Originally Posted by Unright
No offense.. but why is this in Tilted Philosophy?

Seems more like it should be in Tilted Living, or General Discussion, or even Titled Sexuality.

This is not about sexuality or relationships. It is about your philosophy on love, and what it is worth to you.

pinkie 11-17-2004 08:29 AM

Everything. Every breath, every touch, every moment of my life. Love rules my world.

Lebell 11-17-2004 08:32 AM

Wow.

Those are not my experiences with love at all.

First, if you are losing yourself while loving, then you are not loving yourself sufficiently, which is at the heart of love.

*will add more later*

Charlatan 11-17-2004 08:39 AM

What is love, anyway? -- Howard Jones

Love is a great many things... most of all I don't believe it can be defined. It is like a slippery, wriggling eel that you just can't control. It is ineffible.

One moment, love is the thing that makes your heart pound with yearning... the next it is causing a painful constriction that leads to a build up of acid in your veins...

Love is selfless... nothing wrong with that, per se. But when it is unrequited... it brings on heaps of pain.

When love is returned by the person you love... there is nothing like it. It is a rolling kaleidescope of emotion, physical joy, lust, passion that, simply put... rocks your world.

This isn't to say that love will always be this way. Over time, love changes (Christ can you imagine what it would be like to live as in the above paragraph?). It mellows, grows deeper, stronger, more intense. And yet, while it is stronger you are at even greater risk of having your heart ripped out. That is the beauty of it... the more you give (and get) the more risk there is and the more risk the greater the love.

Those who are unwilling to take the risk will, sadly never know.

Zeraph 11-17-2004 09:58 AM

I think love is more optional than people think. It is your choice whether to love or not and I also think it is very hard to find someone worth loving. Very few people out there will be compatible and not only do you have to be compatible but you both need to be somewhat advanced as people to make it work. I think it is very very hard to find and make work, but once it does it will be the experience of your life. So don't loose hope yet.

Too many people feel they deserve love when they need to work on themselves more. Love is not free, it is not a right, it is not something everyone gets.

ARTelevision 11-17-2004 10:19 AM

Love is worth risking everything.

MageB420666 11-17-2004 04:34 PM

Quote:

Originally Posted by CityOfAngels
It is about your philosophy on love, and what it is worth to you.

Hmmm, my philosophy on love:

You get what you put in, but it is a two way street. Both people have to be willing to give love unconditionally for unconditional love to work. There are also many people who live quite happily with conditional love, usually the condition is that both partners have to be faithful.

I fall into the category of an unconditional lover, I don't care what my girlfriend does to me I will always love her, my love for her would not care if she cheated or didn't appreciate me, hell I would still love her if she cheated on me, had me raped by several large men, shot me, cut off my balls, and defecated on me and then laughed while I died.

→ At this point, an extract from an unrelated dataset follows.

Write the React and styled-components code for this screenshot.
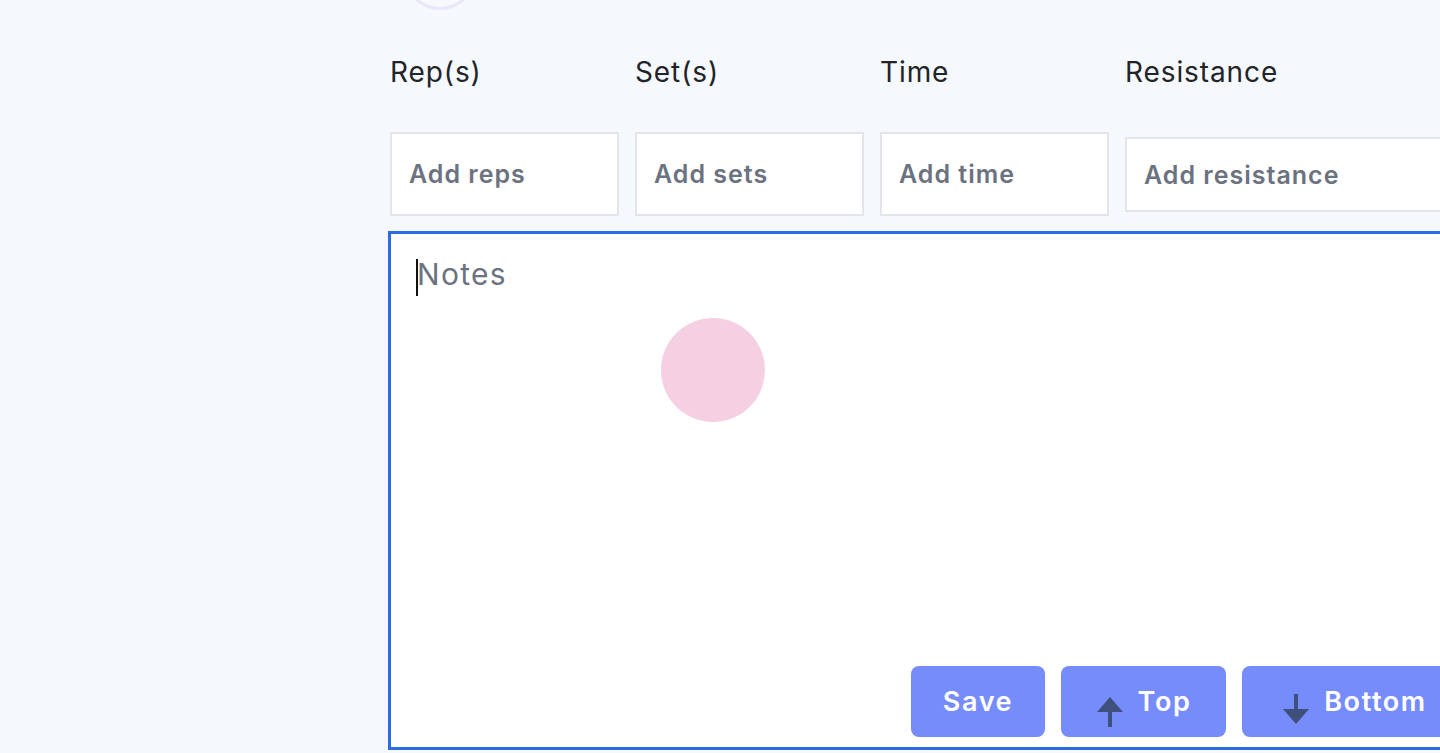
import React from 'react';
import styled, { createGlobalStyle } from 'styled-components';

const GlobalStyle = createGlobalStyle`
  html, body {
    margin: 0;
    padding: 0;
    background: #f5f8fd;
    overflow: hidden;
  }
  body {
    font-family: Inter, 'Noto Sans', sans-serif;
  }
`;

const Page = styled.div`
  width: 1440px;
  height: 753px;
  overflow: hidden;
  position: relative;
  padding-left: 388px;
  box-sizing: border-box;
`;

const AvatarRing = styled.div`
  width: 72px;
  height: 72px;
  margin: -62px 0 0 16px;
  border-radius: 50%;
  border: 3px solid #e8e6fb;
  box-sizing: border-box;
`;

const FieldGrid = styled.div`
  display: grid;
  grid-template-columns: repeat(3, 229px) 360px;
  column-gap: 16px;
  padding-left: 2px;
  margin-top: 44px;
`;

const Label = styled.div`
  font-size: 28px;
  line-height: 36px;
  letter-spacing: 0.9px;
  color: #222428;
  font-weight: 400;
`;

const Field = styled.input`
  margin-top: ${({ $offset }) => $offset || 42}px;
  height: ${({ $height }) => $height || 84}px;
  width: 100%;
  box-sizing: border-box;
  border: 2px solid #e2e5ea;
  background: #fff;
  padding: 0 0 0 17px;
  font-family: inherit;
  font-size: 25px;
  font-weight: 600;
  letter-spacing: 1px;
  outline: none;
  &::placeholder {
    color: #6b7280;
  }
`;

const NotesBox = styled.div`
  position: relative;
  margin-top: 15px;
  width: 1098px;
  height: 519px;
  box-sizing: border-box;
  border: 3px solid #2d6be4;
  background: #fff;
  display: flex;
  flex-direction: column;
  padding: 0 16px 10px 0;
`;

const NotesArea = styled.textarea`
  flex: 1;
  border: none;
  outline: none;
  resize: none;
  padding: 20px 0 0 26px;
  font-family: inherit;
  font-size: 30px;
  line-height: 40px;
  letter-spacing: 1.3px;
  background: transparent;
  &::placeholder {
    color: #6b7280;
  }
`;

const Caret = styled.span`
  position: absolute;
  left: 25px;
  top: 25px;
  width: 2px;
  height: 37px;
  background: #111;
`;

const ButtonRow = styled.div`
  display: flex;
  justify-content: flex-end;
  gap: 16px;
`;

const ActionButton = styled.button`
  height: 71px;
  width: ${({ $width }) => $width}px;
  border: none;
  border-radius: 8px;
  background: #778cfb;
  color: #fff;
  font-family: inherit;
  font-size: 27px;
  font-weight: 600;
  letter-spacing: 1.6px;
  display: flex;
  align-items: center;
  justify-content: center;
  gap: 14px;
  padding: 0;
`;

const ArrowIcon = styled.svg`
  width: 28px;
  height: 30px;
  margin-top: ${({ $down }) => ($down ? 14 : 20)}px;
`;

const TouchDot = styled.div`
  position: absolute;
  left: 661px;
  top: 318px;
  width: 104px;
  height: 104px;
  border-radius: 50%;
  background: #f5cfe2;
`;

const UpArrow = () => (
  <ArrowIcon viewBox="0 0 28 30">
    <polygon points="14,0 27,15 1,15" fill="#3e507c" />
    <rect x="12" y="15" width="4" height="15" fill="#3e507c" />
  </ArrowIcon>
);

const DownArrow = () => (
  <ArrowIcon viewBox="0 0 28 30" $down>
    <rect x="12" y="0" width="4" height="15" fill="#3e507c" />
    <polygon points="1,15 27,15 14,30" fill="#3e507c" />
  </ArrowIcon>
);

const fields = [
  { label: 'Rep(s)', placeholder: 'Add reps' },
  { label: 'Set(s)', placeholder: 'Add sets' },
  { label: 'Time', placeholder: 'Add time' },
  { label: 'Resistance', placeholder: 'Add resistance', offset: 47, height: 75 },
];

export default function App() {
  return (
    <>
      <GlobalStyle />
      <Page>
        <AvatarRing />
        <FieldGrid>
          {fields.map(({ label }) => (
            <Label key={label}>{label}</Label>
          ))}
          {fields.map(({ placeholder, offset, height }) => (
            <Field key={placeholder} placeholder={placeholder} $offset={offset} $height={height} />
          ))}
        </FieldGrid>
        <NotesBox>
          <NotesArea placeholder="Notes" />
          <Caret />
          <ButtonRow>
            <ActionButton $width={134}>Save</ActionButton>
            <ActionButton $width={165}>
              <UpArrow />
              Top
            </ActionButton>
            <ActionButton $width={225}>
              <DownArrow />
              Bottom
            </ActionButton>
          </ButtonRow>
        </NotesBox>
        <TouchDot />
      </Page>
    </>
  );
}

I would still love her, I would probably be really pissed off at her, but I would love her still. That is how I love, I put everything into it, and I am sure that my girlfriend does the same, which is why I am sure that I will never have to worry about her doing the aforementioned actions.

Although I do think it neccessary at this point to say that I have never been in a 'bad' relationship, so I can still keep that ideal view of love.

Epiphanies 11-17-2004 04:37 PM

I think you hit the jackpot when you said love is selfless. I ain't the expert here, but in my 30 years of single living I've come to the conclusion that true love is giving and never expecting anything in return. Granted, I have yet to experience this; however I have seen it in others. You know how you love your children? Or in my case my neice and nephew. I want so much for them, and could care less if they loved me back. I don't need their love. I think that's true love. Now translate that over to a romantic relationship. My problem in screwing up relationships is that I get so selfish, that's not love. I get irritable and pissy with them if they're not doing EXACTLY everything I expect them to in order to show me their love. I think if I ever get to the point where I don't need a man to make me whole, then I'll be able to love selflessly. Until that happens I guess I'm gonna keep on being SINGLE. Waaaah! LOL

flstf 11-18-2004 04:02 PM

Quote:

Originally Posted by CityOfAngels
So what is love worth to you? What have your experiences taught you about love? Does it matter to you? Why?

IMHO, romantic love is worth a great deal, not as much as integrity. Other types of love like parent/child are almost hardwired into us and require less commitment.

justjt 11-26-2004 09:26 PM

They say love is blinding.
But real love (and you will know when you have found it) can be what clears away the haze that we stumble around in looking for that one person(s) that allows you to be yourself and love you anyways.
Love to me is beyond a level of worth.